Task goal
Within the records below, find each line that holds the string "this", then copy it.

The data
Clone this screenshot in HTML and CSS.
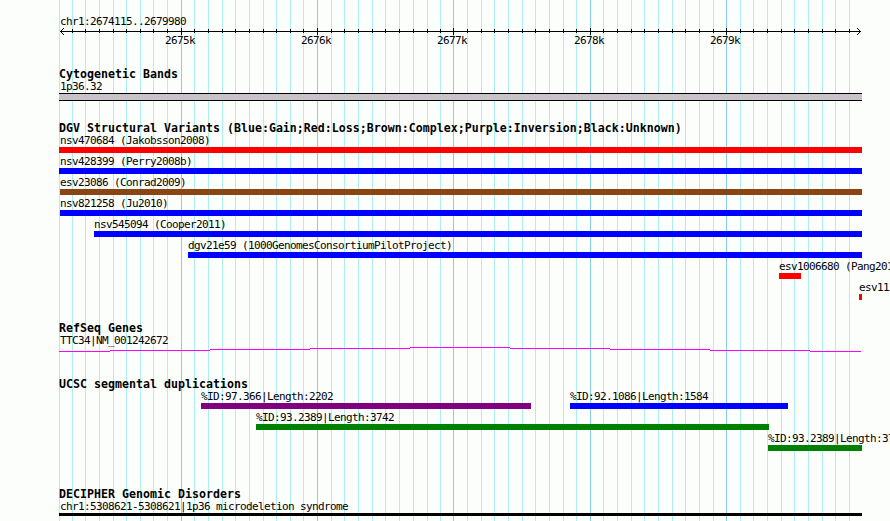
FILE: index.html
```
<!DOCTYPE html>
<html lang="en">
<head>
    <meta charset="UTF-8">
    <title>chr1:2674115..2679980</title>
    <link rel="stylesheet" href="styles.css">
</head>
<body>

<!-- Grid lines behind all tracks -->
<svg class="grid" width="890" height="521" shape-rendering="crispEdges">
    <path class="minor" id="grid-minor"/>
    <path class="major" id="grid-major"/>
</svg>

<main class="browser">
    <!-- Ruler -->
    <div class="region">chr1:2674115..2679980</div>
    <svg class="ruler" width="890" height="20" shape-rendering="crispEdges">
        <path d="M60 5.5H861"/>
        <path id="ruler-ticks"/>
        <path class="arrow" d="M60 5h1v1h-1zM61 4h1v1h-1zM62 3h1v1h-1zM63 2h1v1h-1zM61 6h1v1h-1zM62 7h1v1h-1zM63 8h1v1h-1zM860 5h1v1h-1zM859 4h1v1h-1zM858 3h1v1h-1zM857 2h1v1h-1zM859 6h1v1h-1zM858 7h1v1h-1zM857 8h1v1h-1z"/>
        <text x="165" y="18">2675k</text>
        <text x="301" y="18">2676k</text>
        <text x="437" y="18">2677k</text>
        <text x="574" y="18">2678k</text>
        <text x="710" y="18">2679k</text>
    </svg>

    <section class="track cytoband">
        <h2>Cytogenetic Bands</h2>
        <div class="row">
            <div class="feature" style="margin-left: 59px; width: 803px"><span class="label inset">1p36.32</span><div class="band"></div></div>
        </div>
    </section>

    <section class="track variants">
        <h2>DGV Structural Variants (Blue:Gain;Red:Loss;Brown:Complex;Purple:Inversion;Black:Unknown)</h2>
        <div class="row">
            <div class="feature" style="margin-left: 59px; width: 803px"><span class="label inset">nsv470684 (Jakobsson2008)</span><div class="bar red"></div></div>
        </div>
        <div class="row">
            <div class="feature" style="margin-left: 59px; width: 803px"><span class="label inset">nsv428399 (Perry2008b)</span><div class="bar blue"></div></div>
        </div>
        <div class="row">
            <div class="feature" style="margin-left: 60px; width: 802px"><span class="label">esv23086 (Conrad2009)</span><div class="bar brown"></div></div>
        </div>
        <div class="row">
            <div class="feature" style="margin-left: 60px; width: 802px"><span class="label">nsv821258 (Ju2010)</span><div class="bar blue"></div></div>
        </div>
        <div class="row">
            <div class="feature" style="margin-left: 94px; width: 768px"><span class="label">nsv545094 (Cooper2011)</span><div class="bar blue"></div></div>
        </div>
        <div class="row">
            <div class="feature" style="margin-left: 188px; width: 674px"><span class="label">dgv21e59 (1000GenomesConsortiumPilotProject)</span><div class="bar blue"></div></div>
        </div>
        <div class="row">
            <div class="feature" style="margin-left: 779px; width: 22px"><span class="label">esv1006680 (Pang2010)</span><div class="bar red"></div></div>
        </div>
        <div class="row">
            <div class="feature" style="margin-left: 859px; width: 3px"><span class="label">esv112</span><div class="bar red"></div></div>
        </div>
    </section>

    <section class="track genes">
        <h2>RefSeq Genes</h2>
        <div class="row">
            <div class="feature" style="margin-left: 59px; width: 803px">
                <span class="label inset">TTC34|NM_001242672</span>
                <svg class="intron" width="803" height="5" shape-rendering="crispEdges">
                    <path d="M0 4.5H51M51 3.5H151M151 2.5H251M251 1.5H351M351 .5H451M451 1.5H551M551 2.5H651M651 3.5H751M751 4.5H802"/>
                </svg>
            </div>
        </div>
    </section>

    <section class="track segdups">
        <h2>UCSC segmental duplications</h2>
        <div class="row">
            <div class="feature" style="margin-left: 201px; width: 330px"><span class="label">%ID:97.366|Length:2202</span><div class="bar purple"></div></div>
            <div class="feature" style="margin-left: 39px; width: 218px"><span class="label">%ID:92.1086|Length:1584</span><div class="bar blue"></div></div>
        </div>
        <div class="row">
            <div class="feature" style="margin-left: 256px; width: 513px"><span class="label">%ID:93.2389|Length:3742</span><div class="bar green"></div></div>
        </div>
        <div class="row">
            <div class="feature" style="margin-left: 768px; width: 94px"><span class="label">%ID:93.2389|Length:3742</span><div class="bar green"></div></div>
        </div>
    </section>

    <section class="track disorders">
        <h2>DECIPHER Genomic Disorders</h2>
        <div class="row">
            <div class="feature" style="margin-left: 59px; width: 803px"><span class="label inset">chr1:5308621-5308621|1p36 microdeletion syndrome</span><div class="bar black"></div></div>
        </div>
    </section>
</main>

<script>
    // x of every 100 bp line, with the 1 kb lines kept apart
    const minor = [59, 72, 85, 99, 113, 126, 140, 153, 167, 194, 208, 222, 235, 249, 263, 276, 290, 303,
        331, 344, 358, 372, 385, 399, 413, 427, 440, 467, 481, 494, 508, 522, 535, 549, 563, 576,
        603, 617, 631, 644, 658, 672, 685, 699, 713, 740, 753, 767, 781, 794, 808, 822, 835, 849];
    const major = [181, 317, 453, 590, 726];

    function lines(xs, top, height) {
        return xs.map(x => `M${x + 0.5} ${top}v${height}`).join('');
    }

    document.getElementById('grid-minor').setAttribute('d', lines(minor, 0, 521));
    document.getElementById('grid-major').setAttribute('d', lines(major, 0, 521));
    document.getElementById('ruler-ticks').setAttribute('d', lines(minor.slice(1), 3, 4) + lines(major, 2, 7));
</script>

</body>
</html>
```
FILE: styles.css
```
* {
    margin: 0;
    padding: 0;
    box-sizing: border-box;
}

body {
    width: 890px;
    height: 521px;
    overflow: hidden;
    position: relative;
    background: #fcfefc;
    color: #000;
    font-family: "DejaVu Sans Mono", monospace;
    font-size: 11px;
    letter-spacing: -0.62px;
}

svg {
    display: block;
    fill: none;
    stroke: #000;
}

/* Grid */
.grid {
    position: absolute;
    top: 0;
    left: 0;
}

.grid .minor {
    stroke: #afeeee;
}

.grid .major {
    stroke: #87ceeb;
}

.browser {
    position: relative;
    width: 890px;
    height: 521px;
    padding-top: 13px;
    overflow: hidden;
}

/* Ruler */
.region {
    height: 13px;
    line-height: 17px;
    padding-left: 60px;
}

.ruler text,
.ruler .arrow {
    fill: #000;
    stroke: none;
}

/* Tracks */
.track h2 {
    height: 12px;
    padding-left: 59px;
    font-size: 11.6px;
    line-height: 16px;
    letter-spacing: 0.016px;
    white-space: nowrap;
}

.row {
    display: flex;
}

.feature {
    flex: none;
}

.label {
    display: block;
    height: 15px;
    line-height: 18px;
    white-space: nowrap;
}

.inset {
    padding-left: 1px;
}

.bar {
    height: 6px;
}

.band {
    height: 8px;
    background: #c8c3c8;
    border-top: 1px solid #000;
    border-bottom: 1px solid #000;
}

.intron {
    stroke: #f0f;
}

.cytoband {
    margin-top: 20px;
}

.variants {
    margin-top: 19px;
}

.genes {
    margin-top: 20px;
}

.segdups {
    margin-top: 24px;
}

.disorders {
    margin-top: 35px;
}

.red {
    background: #f00;
}

.blue {
    background: #00f;
}

.brown {
    background: #8b4513;
}

.purple {
    background: #800080;
}

.green {
    background: #008000;
}

.black {
    height: 3px;
    background: #000;
}
```
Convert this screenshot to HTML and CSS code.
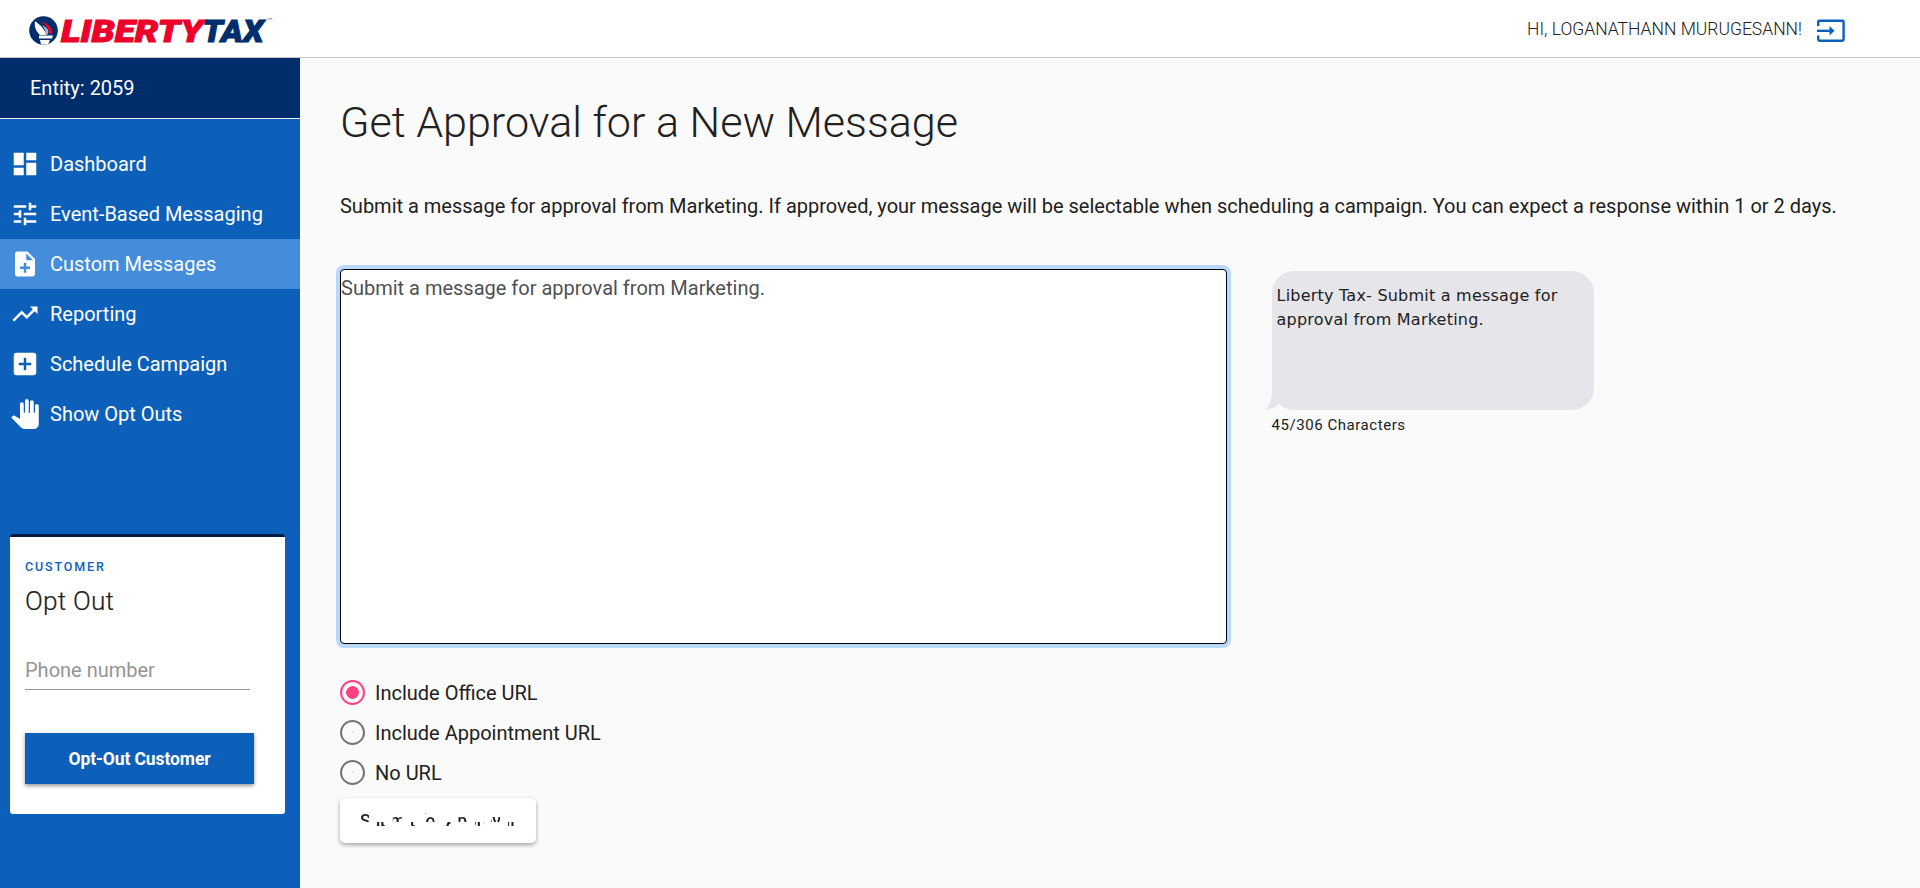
FILE: index.html
```html
<!DOCTYPE html>
<html lang="en">
<head>
<meta charset="utf-8">
<title>Get Approval for a New Message</title>
<link rel="stylesheet" href="styles.css">
</head>
<body>
<header class="topbar">
  <svg class="logo" width="255" height="42" viewBox="0 -5 255 42" aria-label="Liberty Tax">
    <circle cx="15.5" cy="14.5" r="14.3" fill="#002d6c"/>
    <path d="M7 5C6 11 8 15 12 19H18C18 15 15 13 13 10C11 8 9 7 7 5Z" fill="#fff"/>
    <path d="M13 6C19 7 25 11 24.500 17L21 19C22 13 18 9 13 6Z" fill="#ed0029"/>
    <path d="M14 9C20 12 22 15 19 19H17C19 15 16 12 14 9Z" fill="#b9bcc2"/>
    <path d="M11 19.500H25L24 22.500H11ZM12 24H22L20 28.500H13Z" fill="#fff"/>
    <text class="logo-text" x="33" y="25.700" textLength="142" lengthAdjust="spacingAndGlyphs" fill="#ed0029" stroke="#ed0029">LIBERTY</text>
    <text class="logo-text" x="174.500" y="25.700" textLength="61" lengthAdjust="spacingAndGlyphs" fill="#002d6c" stroke="#002d6c">TAX</text>
    <text class="logo-mark" x="238.500" y="7" fill="#5c6d8f">™</text>
  </svg>
  <div class="user">
    <span class="greeting">HI, LOGANATHANN MURUGESANN!</span>
    <svg class="exit" width="30" height="24" viewBox="0 0 30 24" fill="none" stroke="#0d60ba" stroke-width="2.400">
      <path d="M2.200 7V3Q2.200 1.800 3.400 1.800H26.400Q27.600 1.800 27.600 3V20.500Q27.600 21.700 26.400 21.700H3.400Q2.200 21.700 2.200 20.500V16.500"/>
      <path d="M1 11.800H14"/><path d="M13.500 7L18.500 11.800L13.500 16.500Z" fill="#0d60ba" stroke="none"/>
    </svg>
  </div>
</header>
<div class="shell">
  <aside class="sidebar">
    <div class="entity">Entity: 2059</div>
    <nav class="nav">
      <a class="nav-item"><svg viewBox="0 0 24 24"><path d="M3 13h8V3H3v10zm0 8h8v-6H3v6zm10 0h8V11h-8v10zm0-18v6h8V3h-8z"/></svg>Dashboard</a>
      <a class="nav-item"><svg viewBox="0 0 24 24"><path d="M3 17v2h6v-2H3zM3 5v2h10V5H3zm10 16v-2h8v-2h-8v-2h-2v6h2zM7 9v2H3v2h4v2h2V9H7zm14 4v-2H11v2h10zm-6-4h2V7h4V5h-4V3h-2v6z"/></svg>Event-Based Messaging</a>
      <a class="nav-item active"><svg viewBox="0 0 24 24"><path d="M14 2H6c-1.100 0-1.990.9-1.990 2L4 20c0 1.100.89 2 1.990 2H18c1.100 0 2-.9 2-2V8l-6-6zm2 14h-3v3h-2v-3H8v-2h3v-3h2v3h3v2zm-3-7V3.500L18.500 9H13z"/></svg>Custom Messages</a>
      <a class="nav-item"><svg viewBox="0 0 24 24"><path d="M16 6l2.290 2.290-4.880 4.880-4-4L2 16.590 3.410 18l6-6 4 4 6.300-6.290L22 12V6z"/></svg>Reporting</a>
      <a class="nav-item"><svg viewBox="0 0 24 24"><path d="M19 3H5c-1.110 0-2 .9-2 2v14c0 1.100.89 2 2 2h14c1.100 0 2-.9 2-2V5c0-1.100-.9-2-2-2zm-2 10h-4v4h-2v-4H7v-2h4V7h2v4h4v2z"/></svg>Schedule Campaign</a>
      <a class="nav-item"><svg viewBox="0 0 24 24"><path d="M23 5.500V20c0 2.200-1.800 4-4 4h-7.300c-1.080 0-2.100-.43-2.850-1.190L1 14.830s1.260-1.230 1.300-1.250c.22-.19.490-.29.790-.29.220 0 .42.060.6.160.04.010 4.310 2.460 4.310 2.460V4c0-.83.670-1.500 1.500-1.500S11 3.170 11 4v7h1V1.500c0-.83.670-1.500 1.500-1.500S15 .67 15 1.500V11h1V2.500c0-.83.670-1.500 1.500-1.500s1.500.67 1.500 1.500V11h1V5.500c0-.83.670-1.500 1.500-1.500s1.500.67 1.500 1.500z"/></svg>Show Opt Outs</a>
    </nav>
    <section class="card">
      <div class="eyebrow">CUSTOMER</div>
      <h2 class="card-title">Opt Out</h2>
      <div class="phone">Phone number</div>
      <button class="opt-button">Opt-Out Customer</button>
    </section>
  </aside>
  <main class="content">
    <h1 class="title">Get Approval for a New Message</h1>
    <p class="intro">Submit a message for approval from Marketing. If approved, your message will be selectable when scheduling a campaign. You can expect a response within 1 or 2 days.</p>
    <div class="compose">
      <div class="editor">Submit a message for approval from Marketing.</div>
      <div class="preview">
        <div class="bubble">Liberty Tax- Submit a message for approval from Marketing.
          <svg class="tail" width="20" height="27" viewBox="0 0 20 27"><path d="M7 0V8C7 17 4 23 0 26.500C6 27 11 24 14 21L20 0Z" fill="#e5e5ea"/></svg>
        </div>
        <div class="count">45/306 Characters</div>
      </div>
    </div>
    <div class="options">
      <label class="option"><span class="radio checked"></span><span class="option-label">Include Office URL</span></label>
      <label class="option"><span class="radio"></span><span class="option-label">Include Appointment URL</span></label>
      <label class="option"><span class="radio"></span><span class="option-label">No URL</span></label>
    </div>
    <button class="submit"><span class="submit-label">Submit for Approval</span></button>
  </main>
</div>
</body>
</html>
```
FILE: styles.css
```css
* { box-sizing: border-box; }
body { margin: 0; height: 888px; overflow: hidden; display: flex; flex-direction: column; background: #fafafa; color: #212121; font-family: Roboto, sans-serif; font-size: 20px; }
button { font-family: inherit; border: 0; }
.topbar { height: 58px; flex: none; display: flex; justify-content: space-between; align-items: flex-start; padding: 11px 74px 0 28px; background: #fff; border-bottom: 1px solid #c8c8c8; }
.logo { overflow: visible; }
.logo-text { font: italic 900 31px Roboto, sans-serif; stroke-width: 1px; }
.logo-mark { font: 7px "DejaVu Sans", sans-serif; }
.user { display: flex; gap: 14px; padding-top: 5px; }
.greeting { font-size: 17.5px; font-weight: 300; line-height: 26px; white-space: nowrap; }
.exit { margin-top: 3px; }
.shell { flex: 1; display: flex; min-height: 0; }
.sidebar { width: 300px; flex: none; background: #0d60ba; display: flex; flex-direction: column; color: #fff; }
.entity { height: 61px; flex: none; padding-left: 30px; line-height: 60px; background: #002d6c; border-bottom: 1px solid #fff; }
.nav { padding-top: 20px; }
.nav-item { height: 50px; display: flex; align-items: center; gap: 10px; padding-left: 10px; white-space: nowrap; }
.nav-item svg { width: 30px; height: 30px; fill: #fff; }
.active { background: #448ddb; }
.card { margin: 95px 15px 0 10px; height: 280px; border-top: 3px solid #041e42; border-radius: 3px; background: #fff; padding: 20px 31px 0 15px; color: #212121; }
.eyebrow { color: #0d60ba; font-size: 12.500px; font-weight: 500; letter-spacing: 1.870px; line-height: 20px; }
.card-title { margin: 9px 0 0; font-size: 26.250px; font-weight: 300; line-height: 30px; letter-spacing: .2px; -webkit-text-stroke: .2px #212121; }
.phone { margin: 30px 5px 0 0; height: 44px; line-height: 49px; border-bottom: 1px solid #949494; color: #949494; width: 225px; }
.opt-button { display: block; margin-top: 43px; width: 229px; height: 51px; background: #0d60ba; color: #fff; font-size: 17.5px; font-weight: 700; letter-spacing: -.1px; box-shadow: 0 2px 4px rgba(0,0,0,.4); }
.content { flex: 1; padding: 38px 40px 0; min-width: 0; }
.title { margin: 0; font-size: 43.100px; font-weight: 300; line-height: 54px; }
.intro { margin: 41px 0 0; line-height: 30px; white-space: nowrap; letter-spacing: -.007px; }
.compose { display: flex; gap: 44.500px; margin-top: 48px; }
.editor { width: 887px; height: 375px; background: #fff; border: 1px solid #000; border-radius: 4px; box-shadow: 0 0 0 4px #b9d9fb; color: #4f5155; padding: 3px 0 0 0; line-height: 30px; }
.preview { padding-top: 2px; }
.bubble { position: relative; width: 322.500px; height: 139px; border-radius: 22px; background: #e5e5ea; padding: 13px 5px 0; font: 16px/24px "DejaVu Sans", sans-serif; letter-spacing: .22px; }
.tail { position: absolute; left: -7px; bottom: 0; }
.count { margin-top: 4px; font-size: 15px; letter-spacing: .55px; line-height: 22px; }
.options { margin-top: 28px; }
.option { display: flex; align-items: center; gap: 10px; height: 40px; }
.option-label { padding-top: 2px; }
.radio { width: 25px; height: 25px; border: 2px solid #757575; border-radius: 50%; background: radial-gradient(circle, #ff9fc0 .6px, transparent .8px); }
.checked { border-color: #ff4081; background: radial-gradient(circle, #ff4081 6px, transparent 6.600px); }
.submit { display: block; margin-top: 6px; width: 196px; height: 45px; padding: 0 20px; border-radius: 5px; background: #fff; color: #212121; font-size: 17.5px; font-weight: 500; text-align: left; box-shadow: 0 2px 4px rgba(0,0,0,.35); }
/* The label shows through two staggered rows of narrow cells */
.submit-label {
  display: block; height: 25px; line-height: 27px; white-space: nowrap; letter-spacing: -.08px;
  mask-image: linear-gradient(90deg, #000 8.500px, transparent 8.500px), linear-gradient(90deg, transparent 16.500px, #000 16.500px, #000 25px, transparent 25px);
  mask-size: 32.800px 14px, 32.800px 4px;
  mask-position: 0 0, 0 14px;
  mask-repeat: repeat-x;
}
```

The response
Clone this screenshot in HTML and CSS.
Convert this screenshot to HTML and CSS code.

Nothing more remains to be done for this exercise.